■ Data section

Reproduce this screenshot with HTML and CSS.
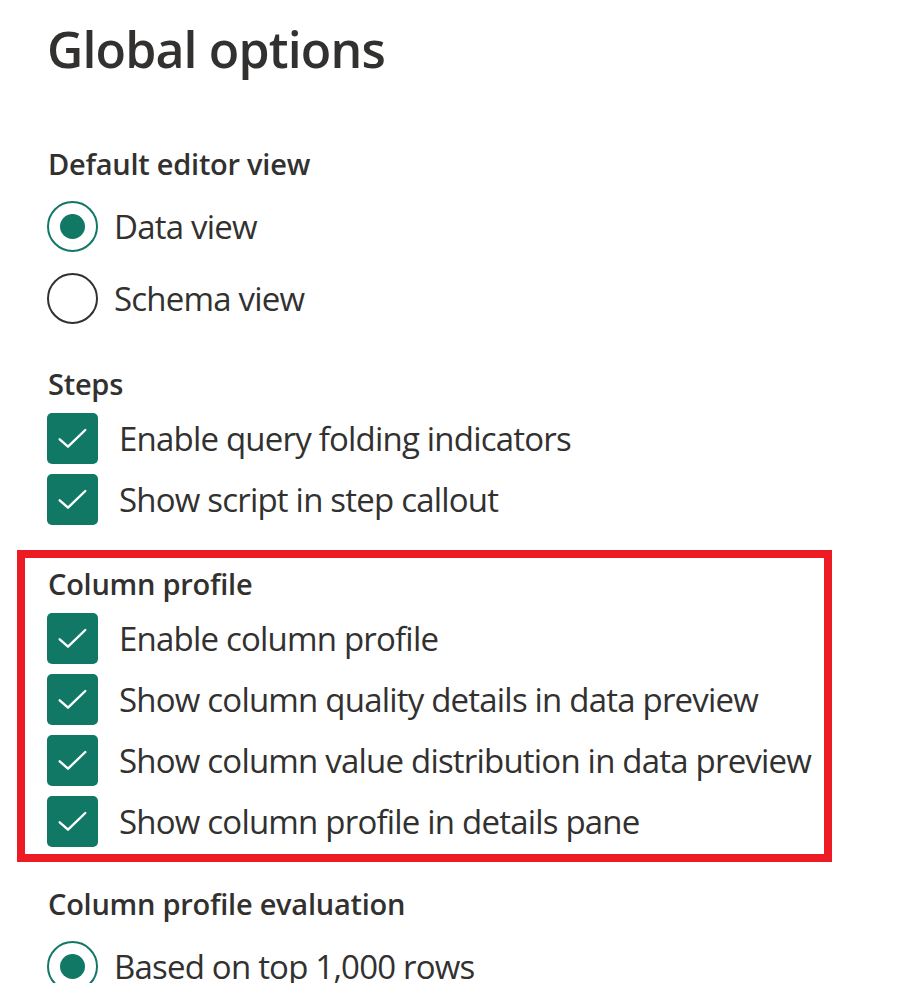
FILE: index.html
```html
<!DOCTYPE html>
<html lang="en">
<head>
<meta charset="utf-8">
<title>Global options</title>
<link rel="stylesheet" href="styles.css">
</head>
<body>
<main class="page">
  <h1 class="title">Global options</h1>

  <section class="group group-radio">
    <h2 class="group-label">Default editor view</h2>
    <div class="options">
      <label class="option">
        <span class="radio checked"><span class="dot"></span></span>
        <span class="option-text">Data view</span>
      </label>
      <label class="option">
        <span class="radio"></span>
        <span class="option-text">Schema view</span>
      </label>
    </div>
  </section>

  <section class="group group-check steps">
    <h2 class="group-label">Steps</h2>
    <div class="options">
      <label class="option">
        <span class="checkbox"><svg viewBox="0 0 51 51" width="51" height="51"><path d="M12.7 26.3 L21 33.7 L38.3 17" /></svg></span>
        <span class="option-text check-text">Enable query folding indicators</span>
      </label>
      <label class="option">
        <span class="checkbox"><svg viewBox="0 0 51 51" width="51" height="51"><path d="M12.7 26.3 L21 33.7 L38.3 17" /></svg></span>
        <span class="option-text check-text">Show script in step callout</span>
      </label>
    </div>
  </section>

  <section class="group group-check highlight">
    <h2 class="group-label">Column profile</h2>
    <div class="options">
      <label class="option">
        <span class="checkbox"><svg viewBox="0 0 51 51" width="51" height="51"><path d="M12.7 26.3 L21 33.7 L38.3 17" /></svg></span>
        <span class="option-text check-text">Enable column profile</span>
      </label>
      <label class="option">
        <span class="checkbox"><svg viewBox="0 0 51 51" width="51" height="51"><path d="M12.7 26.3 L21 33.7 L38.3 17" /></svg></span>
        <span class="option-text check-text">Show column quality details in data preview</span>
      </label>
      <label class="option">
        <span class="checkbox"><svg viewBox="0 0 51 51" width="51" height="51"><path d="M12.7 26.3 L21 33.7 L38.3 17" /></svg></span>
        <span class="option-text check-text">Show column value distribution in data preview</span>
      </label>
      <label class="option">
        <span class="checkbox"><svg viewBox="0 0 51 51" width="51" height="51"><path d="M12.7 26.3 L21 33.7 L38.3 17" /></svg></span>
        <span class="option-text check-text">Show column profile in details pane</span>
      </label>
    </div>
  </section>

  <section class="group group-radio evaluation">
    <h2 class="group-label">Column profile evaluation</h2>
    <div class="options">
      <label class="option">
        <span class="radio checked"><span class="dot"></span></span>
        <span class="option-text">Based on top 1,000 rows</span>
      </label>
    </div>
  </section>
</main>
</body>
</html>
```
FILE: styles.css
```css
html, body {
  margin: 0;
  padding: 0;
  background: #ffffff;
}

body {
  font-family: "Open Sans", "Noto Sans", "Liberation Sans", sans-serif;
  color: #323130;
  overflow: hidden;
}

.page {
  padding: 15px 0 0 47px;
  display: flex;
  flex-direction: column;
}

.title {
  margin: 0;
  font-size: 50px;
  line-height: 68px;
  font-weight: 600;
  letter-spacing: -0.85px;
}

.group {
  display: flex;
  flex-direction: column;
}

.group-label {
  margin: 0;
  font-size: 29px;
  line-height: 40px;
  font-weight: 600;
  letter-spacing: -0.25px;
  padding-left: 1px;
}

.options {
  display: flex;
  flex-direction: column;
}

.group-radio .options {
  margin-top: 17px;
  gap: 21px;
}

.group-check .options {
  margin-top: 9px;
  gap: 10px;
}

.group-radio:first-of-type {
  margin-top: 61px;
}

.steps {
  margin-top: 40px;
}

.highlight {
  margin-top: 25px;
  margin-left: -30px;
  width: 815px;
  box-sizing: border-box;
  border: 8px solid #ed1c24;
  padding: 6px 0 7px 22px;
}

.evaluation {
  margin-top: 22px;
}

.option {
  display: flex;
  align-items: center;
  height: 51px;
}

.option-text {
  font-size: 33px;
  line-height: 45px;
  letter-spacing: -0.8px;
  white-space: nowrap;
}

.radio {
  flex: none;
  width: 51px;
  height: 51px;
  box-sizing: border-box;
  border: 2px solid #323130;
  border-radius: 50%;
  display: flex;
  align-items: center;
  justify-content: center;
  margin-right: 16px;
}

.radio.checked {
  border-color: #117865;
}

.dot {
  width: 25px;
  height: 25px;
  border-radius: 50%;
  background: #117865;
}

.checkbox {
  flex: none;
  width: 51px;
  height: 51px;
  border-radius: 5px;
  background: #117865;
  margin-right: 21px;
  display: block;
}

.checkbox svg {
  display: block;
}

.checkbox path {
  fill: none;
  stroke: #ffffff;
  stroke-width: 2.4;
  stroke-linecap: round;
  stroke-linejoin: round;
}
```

■ Written request
Copy out the whole listing exactly, and don't carry over any pictures.

■ Correct response
Reproduce this screenshot with HTML and CSS.
FILE: index.html
```html
<!DOCTYPE html>
<html lang="en">
<head>
<meta charset="utf-8">
<title>Global options</title>
<link rel="stylesheet" href="styles.css">
</head>
<body>
<main class="page">
  <h1 class="title">Global options</h1>

  <section class="group group-radio">
    <h2 class="group-label">Default editor view</h2>
    <div class="options">
      <label class="option">
        <span class="radio checked"><span class="dot"></span></span>
        <span class="option-text">Data view</span>
      </label>
      <label class="option">
        <span class="radio"></span>
        <span class="option-text">Schema view</span>
      </label>
    </div>
  </section>

  <section class="group group-check steps">
    <h2 class="group-label">Steps</h2>
    <div class="options">
      <label class="option">
        <span class="checkbox"><svg viewBox="0 0 51 51" width="51" height="51"><path d="M12.7 26.3 L21 33.7 L38.3 17" /></svg></span>
        <span class="option-text check-text">Enable query folding indicators</span>
      </label>
      <label class="option">
        <span class="checkbox"><svg viewBox="0 0 51 51" width="51" height="51"><path d="M12.7 26.3 L21 33.7 L38.3 17" /></svg></span>
        <span class="option-text check-text">Show script in step callout</span>
      </label>
    </div>
  </section>

  <section class="group group-check highlight">
    <h2 class="group-label">Column profile</h2>
    <div class="options">
      <label class="option">
        <span class="checkbox"><svg viewBox="0 0 51 51" width="51" height="51"><path d="M12.7 26.3 L21 33.7 L38.3 17" /></svg></span>
        <span class="option-text check-text">Enable column profile</span>
      </label>
      <label class="option">
        <span class="checkbox"><svg viewBox="0 0 51 51" width="51" height="51"><path d="M12.7 26.3 L21 33.7 L38.3 17" /></svg></span>
        <span class="option-text check-text">Show column quality details in data preview</span>
      </label>
      <label class="option">
        <span class="checkbox"><svg viewBox="0 0 51 51" width="51" height="51"><path d="M12.7 26.3 L21 33.7 L38.3 17" /></svg></span>
        <span class="option-text check-text">Show column value distribution in data preview</span>
      </label>
      <label class="option">
        <span class="checkbox"><svg viewBox="0 0 51 51" width="51" height="51"><path d="M12.7 26.3 L21 33.7 L38.3 17" /></svg></span>
        <span class="option-text check-text">Show column profile in details pane</span>
      </label>
    </div>
  </section>

  <section class="group group-radio evaluation">
    <h2 class="group-label">Column profile evaluation</h2>
    <div class="options">
      <label class="option">
        <span class="radio checked"><span class="dot"></span></span>
        <span class="option-text">Based on top 1,000 rows</span>
      </label>
    </div>
  </section>
</main>
</body>
</html>
```
FILE: styles.css
```css
html, body {
  margin: 0;
  padding: 0;
  background: #ffffff;
}

body {
  font-family: "Open Sans", "Noto Sans", "Liberation Sans", sans-serif;
  color: #323130;
  overflow: hidden;
}

.page {
  padding: 15px 0 0 47px;
  display: flex;
  flex-direction: column;
}

.title {
  margin: 0;
  font-size: 50px;
  line-height: 68px;
  font-weight: 600;
  letter-spacing: -0.85px;
}

.group {
  display: flex;
  flex-direction: column;
}

.group-label {
  margin: 0;
  font-size: 29px;
  line-height: 40px;
  font-weight: 600;
  letter-spacing: -0.25px;
  padding-left: 1px;
}

.options {
  display: flex;
  flex-direction: column;
}

.group-radio .options {
  margin-top: 17px;
  gap: 21px;
}

.group-check .options {
  margin-top: 9px;
  gap: 10px;
}

.group-radio:first-of-type {
  margin-top: 61px;
}

.steps {
  margin-top: 40px;
}

.highlight {
  margin-top: 25px;
  margin-left: -30px;
  width: 815px;
  box-sizing: border-box;
  border: 8px solid #ed1c24;
  padding: 6px 0 7px 22px;
}

.evaluation {
  margin-top: 22px;
}

.option {
  display: flex;
  align-items: center;
  height: 51px;
}

.option-text {
  font-size: 33px;
  line-height: 45px;
  letter-spacing: -0.8px;
  white-space: nowrap;
}

.radio {
  flex: none;
  width: 51px;
  height: 51px;
  box-sizing: border-box;
  border: 2px solid #323130;
  border-radius: 50%;
  display: flex;
  align-items: center;
  justify-content: center;
  margin-right: 16px;
}

.radio.checked {
  border-color: #117865;
}

.dot {
  width: 25px;
  height: 25px;
  border-radius: 50%;
  background: #117865;
}

.checkbox {
  flex: none;
  width: 51px;
  height: 51px;
  border-radius: 5px;
  background: #117865;
  margin-right: 21px;
  display: block;
}

.checkbox svg {
  display: block;
}

.checkbox path {
  fill: none;
  stroke: #ffffff;
  stroke-width: 2.4;
  stroke-linecap: round;
  stroke-linejoin: round;
}
```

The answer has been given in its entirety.